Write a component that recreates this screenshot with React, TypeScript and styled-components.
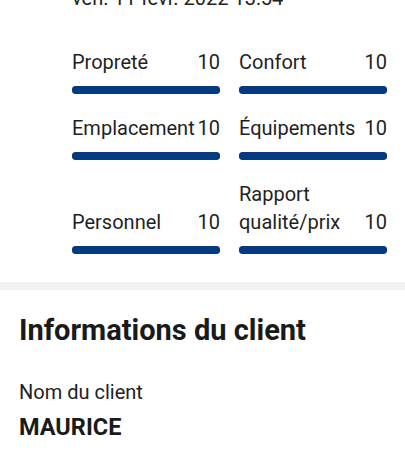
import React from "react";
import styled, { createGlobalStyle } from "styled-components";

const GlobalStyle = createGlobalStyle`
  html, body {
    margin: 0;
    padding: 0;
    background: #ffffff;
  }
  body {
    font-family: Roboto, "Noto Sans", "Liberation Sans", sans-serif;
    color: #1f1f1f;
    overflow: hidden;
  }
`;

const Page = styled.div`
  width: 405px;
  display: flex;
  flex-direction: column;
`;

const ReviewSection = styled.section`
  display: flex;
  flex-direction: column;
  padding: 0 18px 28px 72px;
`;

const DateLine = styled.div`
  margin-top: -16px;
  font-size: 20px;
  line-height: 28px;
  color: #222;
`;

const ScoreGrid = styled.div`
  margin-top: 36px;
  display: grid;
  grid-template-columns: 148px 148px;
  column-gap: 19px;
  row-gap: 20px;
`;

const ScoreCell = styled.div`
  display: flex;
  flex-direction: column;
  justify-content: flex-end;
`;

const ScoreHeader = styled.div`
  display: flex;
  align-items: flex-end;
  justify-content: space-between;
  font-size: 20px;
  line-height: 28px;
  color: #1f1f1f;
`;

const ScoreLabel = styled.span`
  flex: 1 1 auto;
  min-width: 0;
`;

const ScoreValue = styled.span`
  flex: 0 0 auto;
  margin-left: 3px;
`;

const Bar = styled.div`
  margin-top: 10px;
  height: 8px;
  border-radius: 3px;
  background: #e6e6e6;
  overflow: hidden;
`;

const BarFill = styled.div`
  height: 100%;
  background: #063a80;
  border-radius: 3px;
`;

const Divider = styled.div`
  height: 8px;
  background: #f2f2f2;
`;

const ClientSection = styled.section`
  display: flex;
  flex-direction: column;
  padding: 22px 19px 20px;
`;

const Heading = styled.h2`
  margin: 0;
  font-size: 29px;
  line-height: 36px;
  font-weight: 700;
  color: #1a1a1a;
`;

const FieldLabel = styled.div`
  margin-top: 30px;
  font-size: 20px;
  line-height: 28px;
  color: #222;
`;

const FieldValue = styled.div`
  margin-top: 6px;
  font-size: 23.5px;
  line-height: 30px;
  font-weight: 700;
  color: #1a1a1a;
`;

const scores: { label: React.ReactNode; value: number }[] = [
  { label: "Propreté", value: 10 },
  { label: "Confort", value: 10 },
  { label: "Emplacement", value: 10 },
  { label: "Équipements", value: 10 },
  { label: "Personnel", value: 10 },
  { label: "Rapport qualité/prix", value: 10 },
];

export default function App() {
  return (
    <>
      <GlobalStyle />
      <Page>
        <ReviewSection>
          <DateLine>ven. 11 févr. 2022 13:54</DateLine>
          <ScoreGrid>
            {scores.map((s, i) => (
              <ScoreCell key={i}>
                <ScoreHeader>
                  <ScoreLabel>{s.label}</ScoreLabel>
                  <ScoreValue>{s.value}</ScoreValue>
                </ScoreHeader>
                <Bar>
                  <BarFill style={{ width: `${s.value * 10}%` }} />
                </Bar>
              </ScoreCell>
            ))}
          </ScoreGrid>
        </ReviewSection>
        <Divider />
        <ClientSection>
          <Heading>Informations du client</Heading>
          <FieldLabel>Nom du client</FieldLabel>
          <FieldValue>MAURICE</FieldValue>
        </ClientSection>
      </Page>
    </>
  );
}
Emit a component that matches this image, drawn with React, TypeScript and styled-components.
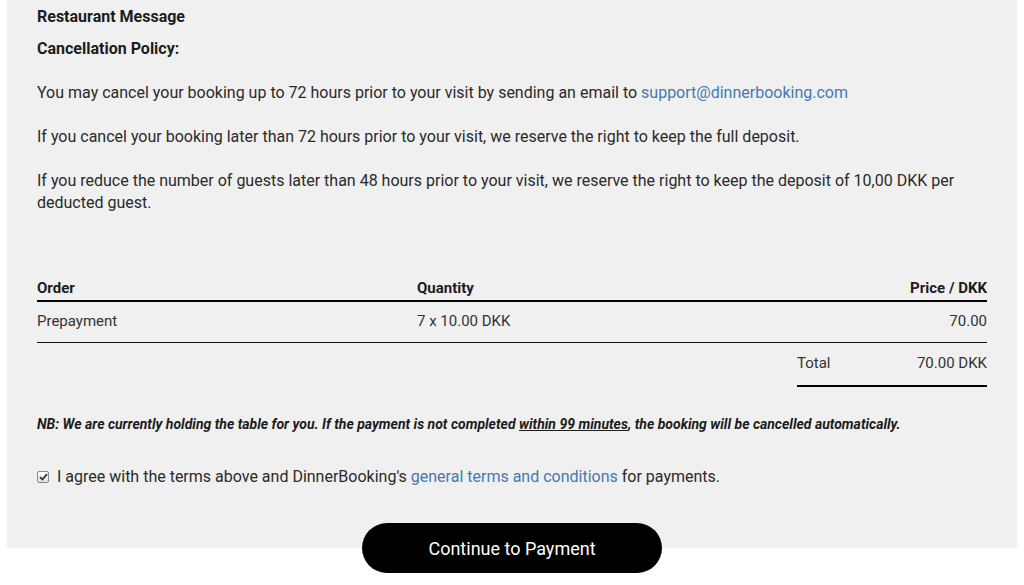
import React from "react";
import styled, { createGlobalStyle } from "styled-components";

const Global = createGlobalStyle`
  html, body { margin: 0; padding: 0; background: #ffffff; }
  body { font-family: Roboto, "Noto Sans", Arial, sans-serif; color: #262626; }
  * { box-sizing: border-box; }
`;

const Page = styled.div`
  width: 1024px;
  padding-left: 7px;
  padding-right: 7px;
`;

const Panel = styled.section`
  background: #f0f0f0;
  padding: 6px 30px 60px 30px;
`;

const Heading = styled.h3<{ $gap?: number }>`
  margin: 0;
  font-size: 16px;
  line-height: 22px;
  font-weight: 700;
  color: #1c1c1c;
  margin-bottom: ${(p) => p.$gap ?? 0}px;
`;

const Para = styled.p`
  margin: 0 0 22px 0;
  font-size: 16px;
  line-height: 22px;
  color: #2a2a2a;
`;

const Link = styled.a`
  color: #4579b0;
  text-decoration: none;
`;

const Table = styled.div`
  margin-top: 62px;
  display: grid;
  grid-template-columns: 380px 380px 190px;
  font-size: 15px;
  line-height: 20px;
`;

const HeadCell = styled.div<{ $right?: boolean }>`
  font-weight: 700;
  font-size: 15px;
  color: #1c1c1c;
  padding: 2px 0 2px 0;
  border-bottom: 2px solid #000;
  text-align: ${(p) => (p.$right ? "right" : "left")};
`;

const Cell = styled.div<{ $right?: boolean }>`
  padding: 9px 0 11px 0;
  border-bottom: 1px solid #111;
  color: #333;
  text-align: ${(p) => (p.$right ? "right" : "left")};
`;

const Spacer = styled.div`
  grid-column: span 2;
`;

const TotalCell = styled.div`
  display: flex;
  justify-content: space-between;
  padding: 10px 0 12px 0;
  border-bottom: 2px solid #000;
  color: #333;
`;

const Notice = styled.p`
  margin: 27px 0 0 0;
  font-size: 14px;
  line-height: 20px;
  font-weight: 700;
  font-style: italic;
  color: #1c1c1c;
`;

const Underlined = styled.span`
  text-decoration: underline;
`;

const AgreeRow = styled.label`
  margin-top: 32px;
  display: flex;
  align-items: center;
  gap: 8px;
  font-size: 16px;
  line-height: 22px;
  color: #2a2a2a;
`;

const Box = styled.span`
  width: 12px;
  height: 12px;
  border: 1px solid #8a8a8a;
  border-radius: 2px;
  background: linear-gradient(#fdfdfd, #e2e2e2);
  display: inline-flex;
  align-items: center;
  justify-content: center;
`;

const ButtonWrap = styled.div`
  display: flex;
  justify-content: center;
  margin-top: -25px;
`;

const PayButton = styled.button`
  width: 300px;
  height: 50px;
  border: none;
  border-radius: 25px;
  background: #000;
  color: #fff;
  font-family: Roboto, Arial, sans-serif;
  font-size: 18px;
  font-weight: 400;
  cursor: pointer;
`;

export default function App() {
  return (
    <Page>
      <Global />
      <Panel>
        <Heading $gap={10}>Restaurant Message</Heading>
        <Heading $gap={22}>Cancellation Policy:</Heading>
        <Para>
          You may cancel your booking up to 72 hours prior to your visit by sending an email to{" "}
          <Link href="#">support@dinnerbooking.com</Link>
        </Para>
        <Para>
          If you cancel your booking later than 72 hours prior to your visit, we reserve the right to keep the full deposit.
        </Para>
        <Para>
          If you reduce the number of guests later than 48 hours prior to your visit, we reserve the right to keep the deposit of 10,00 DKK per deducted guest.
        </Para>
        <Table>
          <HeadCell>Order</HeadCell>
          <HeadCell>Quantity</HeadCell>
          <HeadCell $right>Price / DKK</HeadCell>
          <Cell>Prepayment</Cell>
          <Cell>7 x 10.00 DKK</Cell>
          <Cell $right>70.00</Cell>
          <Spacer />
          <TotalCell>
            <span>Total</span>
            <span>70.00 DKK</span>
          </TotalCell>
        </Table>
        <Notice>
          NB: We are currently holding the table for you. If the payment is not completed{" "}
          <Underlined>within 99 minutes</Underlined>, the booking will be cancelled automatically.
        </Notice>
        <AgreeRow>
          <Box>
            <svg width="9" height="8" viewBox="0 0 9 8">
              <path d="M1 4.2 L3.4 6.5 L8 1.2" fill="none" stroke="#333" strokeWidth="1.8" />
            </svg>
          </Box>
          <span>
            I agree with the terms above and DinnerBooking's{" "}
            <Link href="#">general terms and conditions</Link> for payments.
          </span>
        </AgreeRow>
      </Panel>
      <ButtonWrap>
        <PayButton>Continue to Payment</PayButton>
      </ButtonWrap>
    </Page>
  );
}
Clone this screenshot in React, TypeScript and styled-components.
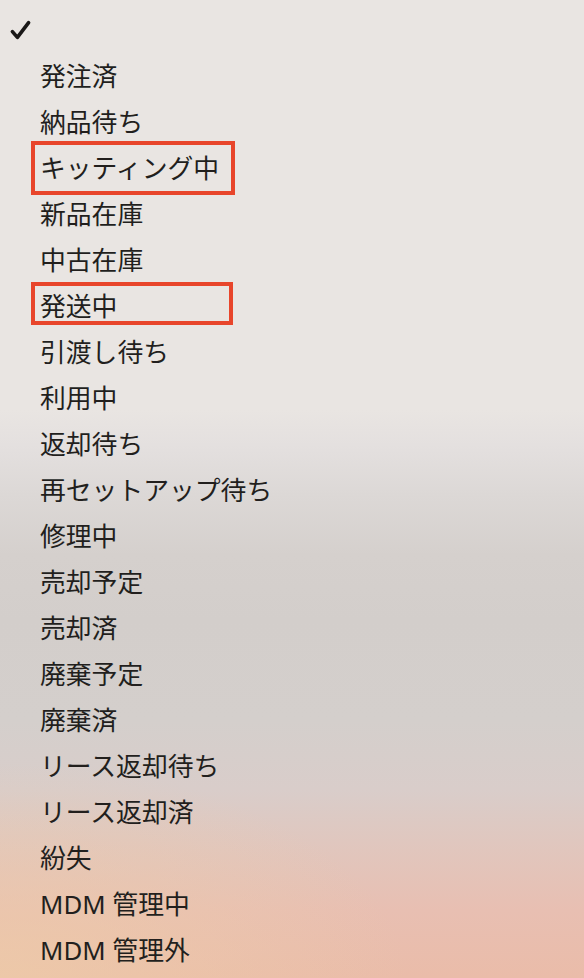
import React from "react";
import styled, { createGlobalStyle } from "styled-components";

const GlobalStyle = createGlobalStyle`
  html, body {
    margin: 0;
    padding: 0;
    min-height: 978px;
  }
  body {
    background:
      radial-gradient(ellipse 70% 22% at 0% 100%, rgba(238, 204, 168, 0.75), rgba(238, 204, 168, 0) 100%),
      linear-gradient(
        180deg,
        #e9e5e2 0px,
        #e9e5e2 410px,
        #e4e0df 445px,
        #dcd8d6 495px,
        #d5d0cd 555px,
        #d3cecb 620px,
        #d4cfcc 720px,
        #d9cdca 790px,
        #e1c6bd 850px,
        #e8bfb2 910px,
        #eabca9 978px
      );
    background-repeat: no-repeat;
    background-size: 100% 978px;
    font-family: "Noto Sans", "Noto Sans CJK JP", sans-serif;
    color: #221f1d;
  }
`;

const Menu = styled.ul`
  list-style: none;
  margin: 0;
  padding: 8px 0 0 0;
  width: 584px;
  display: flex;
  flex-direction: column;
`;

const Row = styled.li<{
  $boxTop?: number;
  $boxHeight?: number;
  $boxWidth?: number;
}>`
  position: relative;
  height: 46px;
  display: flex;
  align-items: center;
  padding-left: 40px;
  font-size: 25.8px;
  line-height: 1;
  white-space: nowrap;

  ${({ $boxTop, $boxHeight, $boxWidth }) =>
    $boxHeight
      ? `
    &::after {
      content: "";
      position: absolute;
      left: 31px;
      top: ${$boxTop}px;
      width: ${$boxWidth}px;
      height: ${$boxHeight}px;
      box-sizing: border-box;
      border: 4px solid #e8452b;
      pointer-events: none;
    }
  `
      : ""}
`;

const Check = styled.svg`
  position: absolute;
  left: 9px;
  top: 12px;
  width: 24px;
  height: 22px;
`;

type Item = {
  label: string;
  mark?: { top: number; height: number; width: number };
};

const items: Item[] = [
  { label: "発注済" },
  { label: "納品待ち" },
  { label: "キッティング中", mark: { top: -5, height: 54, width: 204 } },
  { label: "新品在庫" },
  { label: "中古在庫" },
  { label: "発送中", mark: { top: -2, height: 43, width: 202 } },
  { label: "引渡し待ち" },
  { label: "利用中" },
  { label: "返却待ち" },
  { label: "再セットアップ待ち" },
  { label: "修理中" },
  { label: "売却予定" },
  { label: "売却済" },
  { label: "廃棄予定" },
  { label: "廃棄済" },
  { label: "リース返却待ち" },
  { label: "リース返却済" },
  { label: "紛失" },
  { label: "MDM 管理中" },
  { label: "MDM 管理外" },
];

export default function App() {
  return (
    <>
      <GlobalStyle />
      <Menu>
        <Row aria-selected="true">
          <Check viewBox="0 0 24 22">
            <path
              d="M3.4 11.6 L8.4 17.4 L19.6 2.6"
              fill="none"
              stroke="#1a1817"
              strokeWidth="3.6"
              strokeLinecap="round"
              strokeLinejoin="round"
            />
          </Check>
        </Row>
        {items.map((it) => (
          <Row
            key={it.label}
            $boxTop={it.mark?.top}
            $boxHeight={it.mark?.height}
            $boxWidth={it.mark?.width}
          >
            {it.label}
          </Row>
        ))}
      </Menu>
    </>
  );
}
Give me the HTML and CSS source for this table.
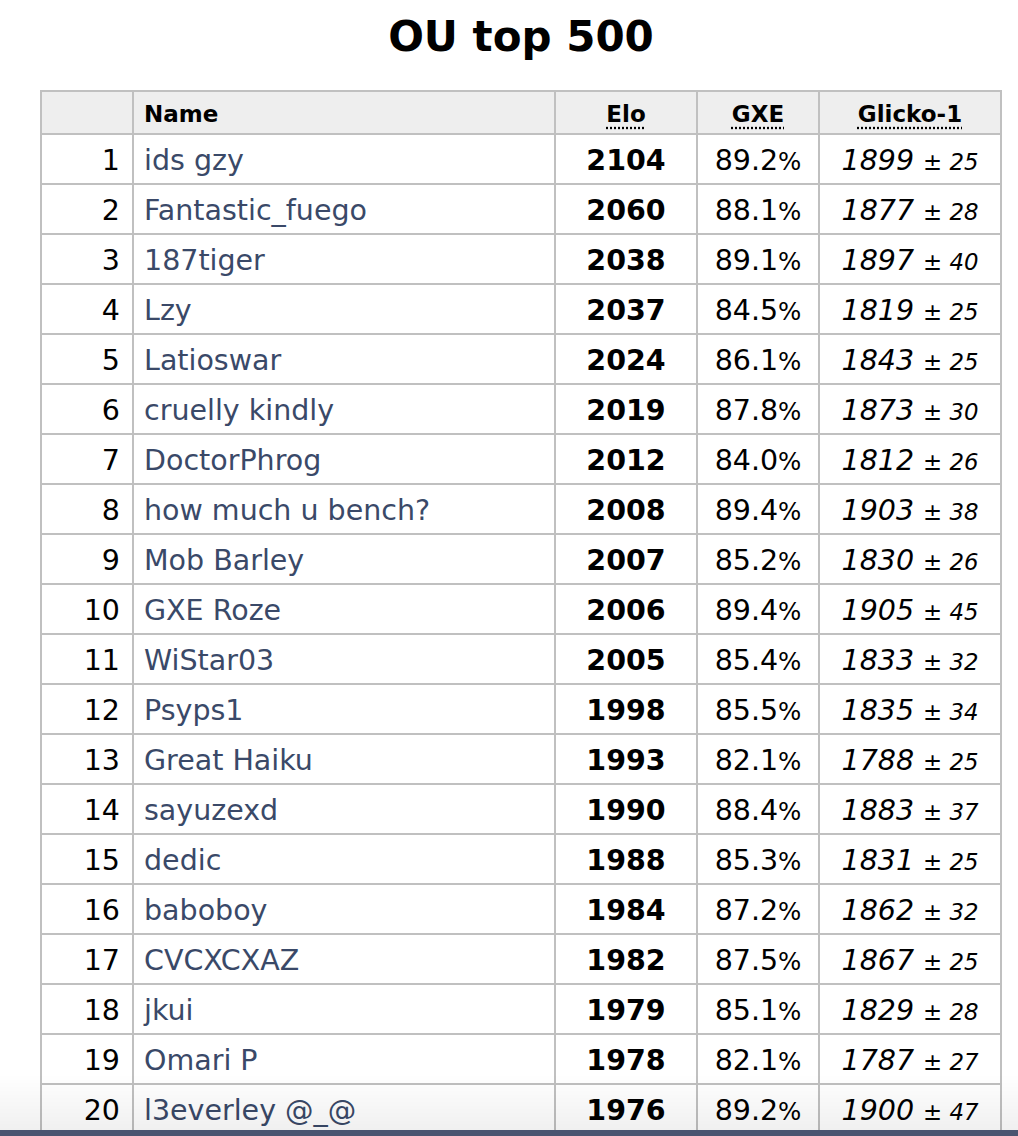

++++++++++

# DESCRIPTION OF THE TASK:
Copy nothing but the lines above that run from the one with "Clone this screenshot" to the one with "white-space: nowrap;", ends included; pictures stay out.

# ANSWER TO THE TASK:
Clone this screenshot in React, TypeScript and styled-components.
import React from "react";
import styled, { createGlobalStyle } from "styled-components";

const GlobalStyle = createGlobalStyle`
  html, body {
    margin: 0;
    padding: 0;
    min-height: 978px;
  }
  body {
    background:
      radial-gradient(ellipse 70% 22% at 0% 100%, rgba(238, 204, 168, 0.75), rgba(238, 204, 168, 0) 100%),
      linear-gradient(
        180deg,
        #e9e5e2 0px,
        #e9e5e2 410px,
        #e4e0df 445px,
        #dcd8d6 495px,
        #d5d0cd 555px,
        #d3cecb 620px,
        #d4cfcc 720px,
        #d9cdca 790px,
        #e1c6bd 850px,
        #e8bfb2 910px,
        #eabca9 978px
      );
    background-repeat: no-repeat;
    background-size: 100% 978px;
    font-family: "Noto Sans", "Noto Sans CJK JP", sans-serif;
    color: #221f1d;
  }
`;

const Menu = styled.ul`
  list-style: none;
  margin: 0;
  padding: 8px 0 0 0;
  width: 584px;
  display: flex;
  flex-direction: column;
`;

const Row = styled.li<{
  $boxTop?: number;
  $boxHeight?: number;
  $boxWidth?: number;
}>`
  position: relative;
  height: 46px;
  display: flex;
  align-items: center;
  padding-left: 40px;
  font-size: 25.8px;
  line-height: 1;
  white-space: nowrap;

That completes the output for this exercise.